Un diputado inglés vive en el quinto pinto, en la mansión que durante cientos de años ha pertenecido a la familia de su esposa, una familia de fabricantes de cerveza. La esposa, a su vez, es una mujer de armas tomar. El matrimonio apenas se soporta, y cada uno está haciendo planes para librarse del otro sin perder el patrimonio que representa la susodicha mansión. Es así como el diputador, Sir Giles, consigue que cierta autopista pase por la propiedad, lo que obliga a la expropiación, que es la forma que ha elegido para burlar ciertas disposiciones testamentarias y echarse al bolsillo el precio de Handyman Hall, que así se llama el lugar; claro que hay trayectos alternativos, y para que su mujer no le arruine el plan él debe jugar a querer una cosa y fingir desear otra. Su esposa, en cambio, lo tiene claro: por Handyman Hall no debe pasar más que el aire puro. En el proceso de ver quién se sale con la suya se ven envueltos el Lord que actúa como juez, el enviado del Ministerio de Medio ambiente (un tipo extraño pero a la vez lógico), todo el que pasa por allí y, por supuesto, Blott, un individuo de origen incierto que fue a parar allí en la Segunda Guerra Mundial (el libro es de mediados de los 70) y que allí sigue, como jardinero del matrimonio. Unamos a esto que Sir Giles le gusta el “sexo inglés” y que tiene en Londres una amante sumamente despistada, y tendremos todos los ingredientes para una nueva trama que se basa en la idea de ver quién se sale con la suya, para lo que cada uno recurre a las ideas más estrambóticas, que dan como resultado las trifulcas más tremendas.
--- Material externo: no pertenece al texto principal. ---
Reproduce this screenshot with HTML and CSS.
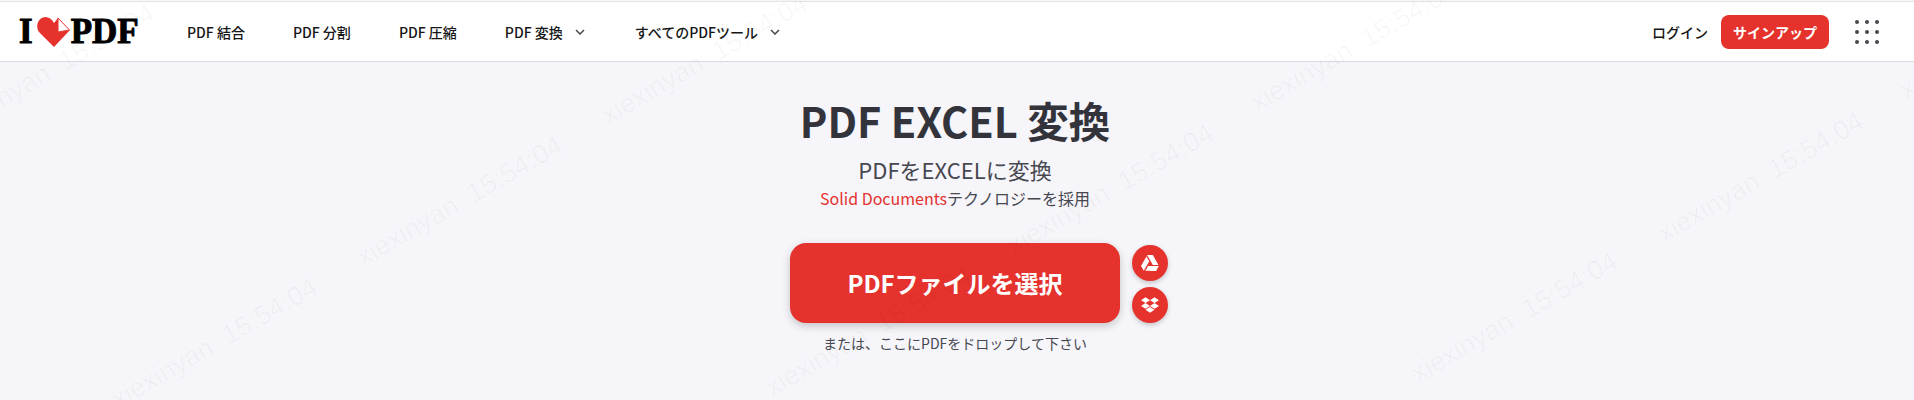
FILE: index.html
```html
<!DOCTYPE html>
<html lang="ja">
<head>
    <meta charset="UTF-8">
    <meta name="viewport" content="width=device-width, initial-scale=1.0">
    <title>PDF EXCEL 変換</title>
    <link rel="stylesheet" href="styles.css">
</head>
<body>
    <header class="topbar">
        <a class="logo" href="#">
            <span>I</span>
            <svg class="logo-heart" viewBox="0 0 33 30" width="33" height="30">
                <path fill="#e5322d" d="M17 30 L2 15 C-2 9 1 1 8 0 C12 0 15 2 17 6 L21 1 L21 15 L33 13 Z"/>
                <path fill="#fff" stroke="#e5322d" stroke-width="1" d="M21 1 L32.5 13 L21 15 Z"/>
            </svg>
            <span>PDF</span>
        </a>
        <nav class="main-nav">
            <a href="#">PDF 結合</a>
            <a href="#">PDF 分割</a>
            <a href="#">PDF 圧縮</a>
            <a href="#" class="has-menu">PDF 変換
                <svg class="chevron" viewBox="0 0 10 6" width="10" height="6"><path d="M1 1l4 4 4-4" fill="none" stroke="#47474f" stroke-width="1.5"/></svg>
            </a>
            <a href="#" class="has-menu">すべてのPDFツール
                <svg class="chevron" viewBox="0 0 10 6" width="10" height="6"><path d="M1 1l4 4 4-4" fill="none" stroke="#47474f" stroke-width="1.5"/></svg>
            </a>
        </nav>
        <div class="account">
            <a href="#" class="login">ログイン</a>
            <a href="#" class="signup">サインアップ</a>
            <div class="apps">
                <i></i><i></i><i></i>
                <i></i><i></i><i></i>
                <i></i><i></i><i></i>
            </div>
        </div>
    </header>

    <main class="tool">
        <h1>PDF EXCEL 変換</h1>
        <h2>PDFをEXCELに変換</h2>
        <p class="powered"><span class="brand">Solid Documents</span>テクノロジーを採用</p>
        <div class="uploader">
            <a href="#" class="pick-btn">PDFファイルを選択</a>
            <div class="cloud-btns">
                <a href="#" class="cloud-btn">
                    <svg viewBox="0 0 24 24" width="18" height="18"><path fill="#fff" d="M12.01 1.485c-2.082 0-3.754.02-3.743.047.01.02 1.708 3.001 3.774 6.62l3.76 6.574h3.76c2.081 0 3.753-.02 3.742-.047-.005-.02-1.708-3.001-3.775-6.62l-3.76-6.574zm-4.76 1.73a789.828 789.861 0 0 0-3.63 6.319L0 15.868l1.89 3.298 1.885 3.297 3.62-6.335 3.618-6.33-1.88-3.287C8.1 4.704 7.255 3.22 7.25 3.214zm2.259 12.653-.203.348c-.114.198-.96 1.672-1.88 3.287a423.93 423.948 0 0 1-1.698 2.97c-.01.026 3.24.042 7.222.042h7.244l1.796-3.157c.992-1.734 1.85-3.23 1.906-3.323l.104-.167h-7.249z"/></svg>
                </a>
                <a href="#" class="cloud-btn">
                    <svg viewBox="0 0 24 24" width="18" height="18"><path fill="#fff" d="M6 1.807L0 5.629l6 3.822 6.001-3.822L6 1.807zM18 1.807l-6 3.822 6 3.822 6-3.822-6-3.822zM0 13.274l6 3.822 6.001-3.822L6 9.452l-6 3.822zM18 9.452l-6 3.822 6 3.822 6-3.822-6-3.822zM6 18.371l6.001 3.822 6-3.822-6-3.822L6 18.371z"/></svg>
                </a>
            </div>
        </div>
        <p class="drop-hint">または、ここにPDFをドロップして下さい</p>
    </main>

    <!-- watermark lies over the whole page -->
    <svg class="watermark" width="1914" height="400">
        <text x="-45" y="135" transform="rotate(-30 -45 135)">xiexinyan&#160;&#160;15:54:04</text>
        <text x="118" y="409" transform="rotate(-30 118 409)">xiexinyan&#160;&#160;15:54:04</text>
        <text x="363" y="267" transform="rotate(-30 363 267)">xiexinyan&#160;&#160;15:54:04</text>
        <text x="608" y="125" transform="rotate(-30 608 125)">xiexinyan&#160;&#160;15:54:04</text>
        <text x="772" y="397" transform="rotate(-30 772 397)">xiexinyan&#160;&#160;15:54:04</text>
        <text x="1014" y="255" transform="rotate(-30 1014 255)">xiexinyan&#160;&#160;15:54:04</text>
        <text x="1257" y="112" transform="rotate(-30 1257 112)">xiexinyan&#160;&#160;15:54:04</text>
        <text x="1418" y="383" transform="rotate(-30 1418 383)">xiexinyan&#160;&#160;15:54:04</text>
        <text x="1664" y="243" transform="rotate(-30 1664 243)">xiexinyan&#160;&#160;15:54:04</text>
        <text x="1906" y="100" transform="rotate(-30 1906 100)">xiexinyan&#160;&#160;15:54:04</text>
    </svg>
</body>
</html>
```

FILE: styles.css
```css
html, body {
    height: 100%;
}
body {
    margin: 0;
    position: relative;
    overflow: hidden;
    background-color: #f5f5fa;
    color: #33333b;
    font-family: "Noto Sans CJK JP", "Noto Sans", sans-serif;
}
a {
    text-decoration: none;
    color: inherit;
}

/* top bar */
.topbar {
    display: flex;
    align-items: center;
    height: 59px;
    margin-top: 1px;
    padding: 0 35px 0 19px;
    background-color: white;
    border-top: 1px solid #e3e3e6;
    border-bottom: 1px solid #d9d9de;
}
.logo {
    display: flex;
    align-items: center;
    width: 168px;
    color: black;
    font-family: "Liberation Serif", serif;
    font-size: 35px;
    font-weight: bold;
    line-height: 1;
    -webkit-text-stroke: 1px black;
}
.logo-heart {
    margin: 0 1px 0 4px;
}
.main-nav {
    display: flex;
    align-items: center;
    font-size: 14px;
    font-weight: 500;
    color: #161616;
}
.main-nav a {
    margin-right: 48px;
}
.has-menu {
    display: flex;
    align-items: center;
}
.main-nav .has-menu {
    margin-right: 50px;
}
.chevron {
    margin-left: 12px;
}
.account {
    display: flex;
    align-items: center;
    margin-left: auto;
}
.login {
    font-size: 14px;
    font-weight: 500;
    color: #161616;
}
.signup {
    display: block;
    margin-left: 13px;
    padding: 0 12px;
    height: 34px;
    line-height: 34px;
    border-radius: 8px;
    background-color: #e5322d;
    color: white;
    font-size: 14px;
    font-weight: 700;
}
.apps {
    display: grid;
    grid-template-columns: repeat(3, 4px);
    gap: 6px;
    margin-left: 26px;
}
.apps i {
    width: 4px;
    height: 4px;
    border-radius: 50%;
    background-color: #47474f;
}

/* tool header and upload */
.tool {
    display: flex;
    flex-direction: column;
    align-items: center;
    padding: 33px 4px 0 0;
}
h1 {
    margin: 0;
    font-size: 41.5px;
    line-height: 50px;
    font-weight: 600;
    color: #33333b;
}
h2 {
    margin: 8px 0 0;
    font-size: 22px;
    line-height: 32px;
    font-weight: 400;
    color: #47474f;
}
.powered {
    margin: 1px 0 0;
    font-size: 16px;
    line-height: 24px;
    color: #47474f;
}
.brand {
    color: #e5322d;
}
.uploader {
    display: grid;
    grid-template-columns: 1fr 330px 1fr;
    column-gap: 12px;
    align-items: center;
    width: 100%;
    margin-top: 33px;
}
.pick-btn {
    grid-column: 2;
    display: block;
    height: 80px;
    line-height: 80px;
    border-radius: 16px;
    background-color: #e5322d;
    box-shadow: 0 3px 8px rgba(0, 0, 0, 0.2);
    color: white;
    font-size: 24px;
    font-weight: 700;
    text-align: center;
}
.cloud-btns {
    display: flex;
    flex-direction: column;
    gap: 6px;
    padding-top: 2px;
}
.cloud-btn {
    display: flex;
    align-items: center;
    justify-content: center;
    width: 36px;
    height: 36px;
    border-radius: 50%;
    background-color: #e5322d;
    box-shadow: 0 2px 5px rgba(0, 0, 0, 0.2);
}
.drop-hint {
    margin: 9px 0 0;
    font-size: 14px;
    line-height: 22px;
    color: #47474f;
}

.watermark {
    position: absolute;
    left: 0;
    top: 0;
    pointer-events: none;
}
.watermark text {
    font-family: "Liberation Sans", sans-serif;
    font-size: 27px;
    fill: rgba(0, 0, 0, 0.03);
}
```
El temible Blott está a la altura de otras novelas de Sharpe en lo que a enredo se refiere, aunque por debajo en tres aspectos: los recursos de que echan mano los protagonistas son más exagerados de lo habitual, lo que da un toque caricaturesco que mengua el realismo mínimo necesario; manteniendo un nivel humorístico elevado, faltan sin embargo las puntas de ingenio de otras ocasiones, y además los personajes, cada uno a su manera, consiguen ser lo bastante desagradables como para que el lector no tome partido por ninguno. Quizá el único que despierta ciertas simpatías sea el enviado del Ministerio, porque al hombre no le pasa nada bueno y acaba actuando movido por la desesperación, pero dado que su papel, siendo importante, no es central, no basta.
Lo mejor, como tantas otras veces, es la inmensa capacidad de Sharpe para liar las cosas. Merece la pena leer sus libros solo por ver cómo las situaciones se van enredando, cómo los equívocos y las decisiones se suceden provocando situaciones tan ingobernables como explosivas.
En esta ocasión, como ya he apuntado, algunas de esas ideas son demasiado traídas por los pelos (el zoológico, por ejemplo), aunque a cambio las referencias al sexo, que en otras ocasiones son gratuitas, en esta están plenamente justificadas e integradas en la trama: lo que Lady Maud hace con el enviado del Ministerio es preciso para justificar luego la conducta de este; y, sobre todo, las perversiones que tanto gustan a Sir Giles sirven de excusa primero para dar cuenta de la situación de su matrimonio y, más adelante, para que su esposa pueda reaccionar como lo hace.
De trasfondo, una situación política donde impera el tráfico de influencias y, en ocasiones, el cohecho. Lo malo, respecto a esto, es que lo que Sharpe presenta como resultado de la forma de ser de los políticos, es mucho más suave y tiene muchos más mecanismos de control en la propia novela de lo que luego hemos llegado a ver mucho más de cerca en la realidad. En resumen, que lo que en la novela pretende pasar como un escándalo camuflado en la hipocresía y en las apariencias, en lugares y momentos cercanos y en la realidad en lugar de en la ficción, campa a sus anchas sin apenas disimulo, así que uno no sabe qué tomarse con humor, si la novela o que la realidad haya dejado muy atrás los escándalos que Sharpe narra.